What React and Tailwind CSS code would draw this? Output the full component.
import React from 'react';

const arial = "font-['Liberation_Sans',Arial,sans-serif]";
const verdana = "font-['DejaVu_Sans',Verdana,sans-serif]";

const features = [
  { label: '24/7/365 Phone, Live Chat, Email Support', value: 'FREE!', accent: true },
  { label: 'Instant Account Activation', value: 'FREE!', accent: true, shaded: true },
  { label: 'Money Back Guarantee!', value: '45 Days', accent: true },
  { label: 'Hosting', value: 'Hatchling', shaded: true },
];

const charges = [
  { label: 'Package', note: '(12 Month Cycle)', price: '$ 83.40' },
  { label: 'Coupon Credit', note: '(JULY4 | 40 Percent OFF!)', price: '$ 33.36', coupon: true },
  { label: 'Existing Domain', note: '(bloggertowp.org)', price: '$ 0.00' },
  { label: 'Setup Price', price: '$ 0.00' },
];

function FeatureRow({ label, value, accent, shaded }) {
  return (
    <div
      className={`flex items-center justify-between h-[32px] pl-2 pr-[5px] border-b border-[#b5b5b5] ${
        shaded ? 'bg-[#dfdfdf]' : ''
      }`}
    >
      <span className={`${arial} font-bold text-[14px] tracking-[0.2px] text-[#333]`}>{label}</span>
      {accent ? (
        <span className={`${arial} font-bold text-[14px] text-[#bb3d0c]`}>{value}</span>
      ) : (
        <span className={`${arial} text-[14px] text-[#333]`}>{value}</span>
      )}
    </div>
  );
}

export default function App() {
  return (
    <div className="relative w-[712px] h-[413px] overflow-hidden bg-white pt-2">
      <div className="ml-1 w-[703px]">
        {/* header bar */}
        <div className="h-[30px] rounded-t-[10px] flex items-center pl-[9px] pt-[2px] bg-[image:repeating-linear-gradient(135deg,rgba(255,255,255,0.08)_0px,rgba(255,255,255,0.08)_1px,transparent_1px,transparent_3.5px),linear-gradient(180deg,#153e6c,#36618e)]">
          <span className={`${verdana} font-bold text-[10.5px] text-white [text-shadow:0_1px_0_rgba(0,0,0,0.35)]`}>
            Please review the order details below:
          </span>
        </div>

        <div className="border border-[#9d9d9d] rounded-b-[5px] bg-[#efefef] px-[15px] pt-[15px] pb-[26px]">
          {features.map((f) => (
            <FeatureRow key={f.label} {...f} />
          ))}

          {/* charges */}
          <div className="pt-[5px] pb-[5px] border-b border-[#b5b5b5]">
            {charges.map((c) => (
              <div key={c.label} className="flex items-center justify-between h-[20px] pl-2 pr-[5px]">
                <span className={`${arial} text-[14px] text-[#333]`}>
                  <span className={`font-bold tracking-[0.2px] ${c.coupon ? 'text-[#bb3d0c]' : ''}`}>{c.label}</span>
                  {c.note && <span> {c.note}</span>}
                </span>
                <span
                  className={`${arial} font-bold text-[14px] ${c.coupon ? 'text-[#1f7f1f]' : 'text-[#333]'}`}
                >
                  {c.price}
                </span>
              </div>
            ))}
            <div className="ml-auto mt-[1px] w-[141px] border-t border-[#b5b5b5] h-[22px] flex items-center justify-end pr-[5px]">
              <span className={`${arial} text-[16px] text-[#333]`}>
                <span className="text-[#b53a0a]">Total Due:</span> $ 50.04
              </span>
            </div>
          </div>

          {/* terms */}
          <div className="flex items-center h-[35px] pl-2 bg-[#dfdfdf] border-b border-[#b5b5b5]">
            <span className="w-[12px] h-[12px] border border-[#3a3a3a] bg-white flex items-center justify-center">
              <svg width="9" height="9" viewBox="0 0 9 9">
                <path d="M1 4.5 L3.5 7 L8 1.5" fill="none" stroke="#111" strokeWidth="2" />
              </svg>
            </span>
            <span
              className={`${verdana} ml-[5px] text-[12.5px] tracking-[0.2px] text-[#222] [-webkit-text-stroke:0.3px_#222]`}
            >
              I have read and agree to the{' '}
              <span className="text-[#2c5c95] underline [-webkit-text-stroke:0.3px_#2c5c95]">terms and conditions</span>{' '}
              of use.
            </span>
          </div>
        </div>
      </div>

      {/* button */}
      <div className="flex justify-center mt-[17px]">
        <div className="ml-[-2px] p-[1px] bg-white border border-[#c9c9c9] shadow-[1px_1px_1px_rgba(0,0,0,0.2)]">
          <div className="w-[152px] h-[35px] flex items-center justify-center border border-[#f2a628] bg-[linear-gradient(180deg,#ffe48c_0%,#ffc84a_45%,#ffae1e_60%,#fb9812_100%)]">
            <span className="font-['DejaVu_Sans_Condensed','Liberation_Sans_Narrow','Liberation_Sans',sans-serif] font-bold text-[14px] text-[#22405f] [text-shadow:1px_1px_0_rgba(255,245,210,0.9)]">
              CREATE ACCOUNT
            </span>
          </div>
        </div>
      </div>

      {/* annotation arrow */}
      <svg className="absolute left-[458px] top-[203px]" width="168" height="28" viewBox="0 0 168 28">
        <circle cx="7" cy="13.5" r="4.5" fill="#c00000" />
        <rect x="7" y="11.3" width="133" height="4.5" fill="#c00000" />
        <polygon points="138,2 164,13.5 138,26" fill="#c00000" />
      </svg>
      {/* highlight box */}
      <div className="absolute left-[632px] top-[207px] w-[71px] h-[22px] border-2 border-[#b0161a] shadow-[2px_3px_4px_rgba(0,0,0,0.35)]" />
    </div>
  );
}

» What you have to do: Copy every line that includes the string "React" from the material above.

» Expected answer:
What React and Tailwind CSS code would draw this? Output the full component.
import React from 'react';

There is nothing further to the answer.